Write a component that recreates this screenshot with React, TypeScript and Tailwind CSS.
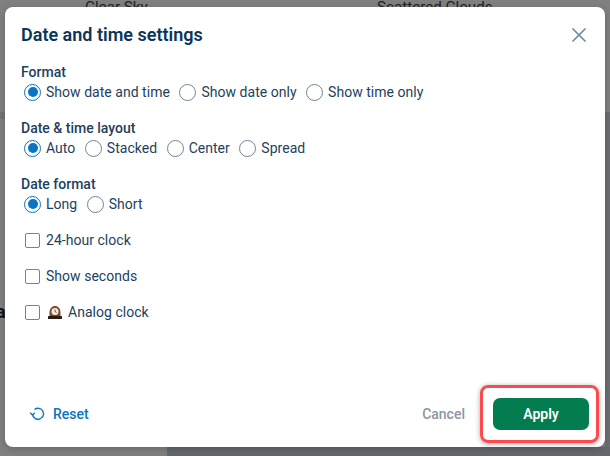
import { X } from "lucide-react";

function Radio({ label, checked = false }: { label: string; checked?: boolean }) {
  return (
    <label className="flex h-5 items-center gap-[5px]">
      <span
        className={`flex h-[17px] w-[17px] items-center justify-center rounded-full border-[1.5px] bg-white ${
          checked ? "border-[#0a75c2]" : "border-[#6f8499]"
        }`}
      >
        {checked && <span className="h-[10px] w-[10px] rounded-full bg-[#0a75c2]" />}
      </span>
      <span className="tracking-[0.03px]">{label}</span>
    </label>
  );
}

function RadioGroup({ title, options }: { title: string; options: string[] }) {
  return (
    <div>
      <p className="h-5 font-medium leading-5 text-[#1d3f60]">{title}</p>
      <div className="flex gap-[9.5px] pl-[3px]">
        {options.map((o, i) => (
          <Radio key={o} label={o} checked={i === 0} />
        ))}
      </div>
    </div>
  );
}

function Check({ children }: { children: React.ReactNode }) {
  return (
    <label className="flex h-5 items-center gap-[6px] pl-1">
      <span className="h-[15px] w-[15px] rounded-[2px] border-[1.5px] border-[#6f8499] bg-white" />
      {children}
    </label>
  );
}

function MantelClock() {
  return (
    <svg width="16" height="16" viewBox="0 0 16 16" className="ml-[1px]">
      <path d="M2.500 13V8.500C2.500 4.500 5 2 8 2s5.500 2.500 5.500 6.500V13z" fill="#7a4a32" />
      <circle cx="8" cy="7.500" r="3.500" fill="#f3ead8" />
      <path d="M8 5.500v2l1.500 1" stroke="#3a2a20" strokeWidth="0.8" fill="none" />
      <rect x="1" y="12" width="14" height="3" rx="0.5" fill="#2b1a12" />
    </svg>
  );
}

function ResetIcon() {
  return (
    <svg width="16" height="16" viewBox="0 0 16 16" fill="none" stroke="currentColor" strokeWidth="1.4">
      <path d="M5.500 3.500A5.500 5.500 0 1 1 3.500 8" />
      <path d="M1.200 6.800L3.500 9L5.800 6.800" />
    </svg>
  );
}

export default function App() {
  return (
    <div className="relative h-[456px] w-[610px] overflow-hidden bg-[#808080] font-['Roboto',sans-serif] text-sm text-[#1d3f60]">
      {/* page behind the overlay */}
      <div className="flex h-[7px] items-end overflow-hidden pl-[85px] text-[15.2px] leading-5 text-[#222]">
        <span className="relative top-[10px] w-[292px]">Clear Sky</span>
        <span className="relative top-[10px]">Scattered Clouds</span>
      </div>
      <div className="absolute bottom-0 right-0 top-[112px] w-[5px] bg-[#6b6e73]" />
      <div className="absolute bottom-0 left-[167px] right-0 h-[9px] bg-[#65696e]" />
      <div className="absolute left-0 top-[112px] h-[7px] w-[5px] bg-[#6f7479]" />
      <span className="absolute left-[-4px] top-[299px] text-[18px] font-bold text-[#111]">a</span>

      {/* dialog */}
      <div className="absolute left-[5px] top-[7px] flex h-[440px] w-[600px] flex-col rounded-lg bg-white shadow-[0_2px_8px_rgba(0,0,0,0.2)]">
        <div className="flex h-[55px] items-center justify-between pl-4 pr-[14px] pt-[1px]">
          <h2 className="text-[18px] font-semibold text-[#0b3558]">Date and time settings</h2>
          <button className="text-[#6f8aa3]">
            <X size={24} strokeWidth={1.75} />
          </button>
        </div>

        <div className="flex flex-1 flex-col pl-[16px]">
          <div className="flex flex-col gap-4">
            <RadioGroup
              title="Format"
              options={["Show date and time", "Show date only", "Show time only"]}
            />
            <RadioGroup title="Date & time layout" options={["Auto", "Stacked", "Center", "Spread"]} />
            <RadioGroup title="Date format" options={["Long", "Short"]} />
            <Check>
              <span className="tracking-[0.03px]">24-hour clock</span>
            </Check>
            <Check>
              <span className="tracking-[0.03px]">Show seconds</span>
            </Check>
            <Check>
              <span className="flex items-center gap-[5px] tracking-[0.03px]">
                <MantelClock />
                Analog clock
              </span>
            </Check>
          </div>
        </div>

        <div className="flex h-[66px] items-center justify-between pb-[1px] pl-[24px] pr-[16px]">
          <button className="flex items-center gap-[8px] font-medium text-[#0a75c2]">
            <ResetIcon />
            Reset
          </button>
          <div className="flex items-center gap-[28px]">
            <button className="font-medium text-[#8a97a5]">Cancel</button>
            <button className="h-8 w-[96px] rounded-[7px] bg-[#037c50] font-semibold text-white">
              Apply
            </button>
          </div>
        </div>
      </div>

      {/* annotation around Apply */}
      <div className="absolute left-[480px] top-[385px] h-[58px] w-[119px] rounded-lg border-[3px] border-[#fb4b4e] shadow-[0_1px_5px_rgba(0,0,0,0.35)]" />
    </div>
  );
}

══════

▶ _Aim_
All of the material above is to be copied exactly, except for its images.

▶ _Answer to the problem_
Write a component that recreates this screenshot with React, TypeScript and Tailwind CSS.
import { X } from "lucide-react";

function Radio({ label, checked = false }: { label: string; checked?: boolean }) {
  return (
    <label className="flex h-5 items-center gap-[5px]">
      <span
        className={`flex h-[17px] w-[17px] items-center justify-center rounded-full border-[1.5px] bg-white ${
          checked ? "border-[#0a75c2]" : "border-[#6f8499]"
        }`}
      >
        {checked && <span className="h-[10px] w-[10px] rounded-full bg-[#0a75c2]" />}
      </span>
      <span className="tracking-[0.03px]">{label}</span>
    </label>
  );
}

function RadioGroup({ title, options }: { title: string; options: string[] }) {
  return (
    <div>
      <p className="h-5 font-medium leading-5 text-[#1d3f60]">{title}</p>
      <div className="flex gap-[9.5px] pl-[3px]">
        {options.map((o, i) => (
          <Radio key={o} label={o} checked={i === 0} />
        ))}
      </div>
    </div>
  );
}

function Check({ children }: { children: React.ReactNode }) {
  return (
    <label className="flex h-5 items-center gap-[6px] pl-1">
      <span className="h-[15px] w-[15px] rounded-[2px] border-[1.5px] border-[#6f8499] bg-white" />
      {children}
    </label>
  );
}

function MantelClock() {
  return (
    <svg width="16" height="16" viewBox="0 0 16 16" className="ml-[1px]">
      <path d="M2.500 13V8.500C2.500 4.500 5 2 8 2s5.500 2.500 5.500 6.500V13z" fill="#7a4a32" />
      <circle cx="8" cy="7.500" r="3.500" fill="#f3ead8" />
      <path d="M8 5.500v2l1.500 1" stroke="#3a2a20" strokeWidth="0.8" fill="none" />
      <rect x="1" y="12" width="14" height="3" rx="0.5" fill="#2b1a12" />
    </svg>
  );
}

function ResetIcon() {
  return (
    <svg width="16" height="16" viewBox="0 0 16 16" fill="none" stroke="currentColor" strokeWidth="1.4">
      <path d="M5.500 3.500A5.500 5.500 0 1 1 3.500 8" />
      <path d="M1.200 6.800L3.500 9L5.800 6.800" />
    </svg>
  );
}

export default function App() {
  return (
    <div className="relative h-[456px] w-[610px] overflow-hidden bg-[#808080] font-['Roboto',sans-serif] text-sm text-[#1d3f60]">
      {/* page behind the overlay */}
      <div className="flex h-[7px] items-end overflow-hidden pl-[85px] text-[15.2px] leading-5 text-[#222]">
        <span className="relative top-[10px] w-[292px]">Clear Sky</span>
        <span className="relative top-[10px]">Scattered Clouds</span>
      </div>
      <div className="absolute bottom-0 right-0 top-[112px] w-[5px] bg-[#6b6e73]" />
      <div className="absolute bottom-0 left-[167px] right-0 h-[9px] bg-[#65696e]" />
      <div className="absolute left-0 top-[112px] h-[7px] w-[5px] bg-[#6f7479]" />
      <span className="absolute left-[-4px] top-[299px] text-[18px] font-bold text-[#111]">a</span>

      {/* dialog */}
      <div className="absolute left-[5px] top-[7px] flex h-[440px] w-[600px] flex-col rounded-lg bg-white shadow-[0_2px_8px_rgba(0,0,0,0.2)]">
        <div className="flex h-[55px] items-center justify-between pl-4 pr-[14px] pt-[1px]">
          <h2 className="text-[18px] font-semibold text-[#0b3558]">Date and time settings</h2>
          <button className="text-[#6f8aa3]">
            <X size={24} strokeWidth={1.75} />
          </button>
        </div>

        <div className="flex flex-1 flex-col pl-[16px]">
          <div className="flex flex-col gap-4">
            <RadioGroup
              title="Format"
              options={["Show date and time", "Show date only", "Show time only"]}
            />
            <RadioGroup title="Date & time layout" options={["Auto", "Stacked", "Center", "Spread"]} />
            <RadioGroup title="Date format" options={["Long", "Short"]} />
            <Check>
              <span className="tracking-[0.03px]">24-hour clock</span>
            </Check>
            <Check>
              <span className="tracking-[0.03px]">Show seconds</span>
            </Check>
            <Check>
              <span className="flex items-center gap-[5px] tracking-[0.03px]">
                <MantelClock />
                Analog clock
              </span>
            </Check>
          </div>
        </div>

        <div className="flex h-[66px] items-center justify-between pb-[1px] pl-[24px] pr-[16px]">
          <button className="flex items-center gap-[8px] font-medium text-[#0a75c2]">
            <ResetIcon />
            Reset
          </button>
          <div className="flex items-center gap-[28px]">
            <button className="font-medium text-[#8a97a5]">Cancel</button>
            <button className="h-8 w-[96px] rounded-[7px] bg-[#037c50] font-semibold text-white">
              Apply
            </button>
          </div>
        </div>
      </div>

      {/* annotation around Apply */}
      <div className="absolute left-[480px] top-[385px] h-[58px] w-[119px] rounded-lg border-[3px] border-[#fb4b4e] shadow-[0_1px_5px_rgba(0,0,0,0.35)]" />
    </div>
  );
}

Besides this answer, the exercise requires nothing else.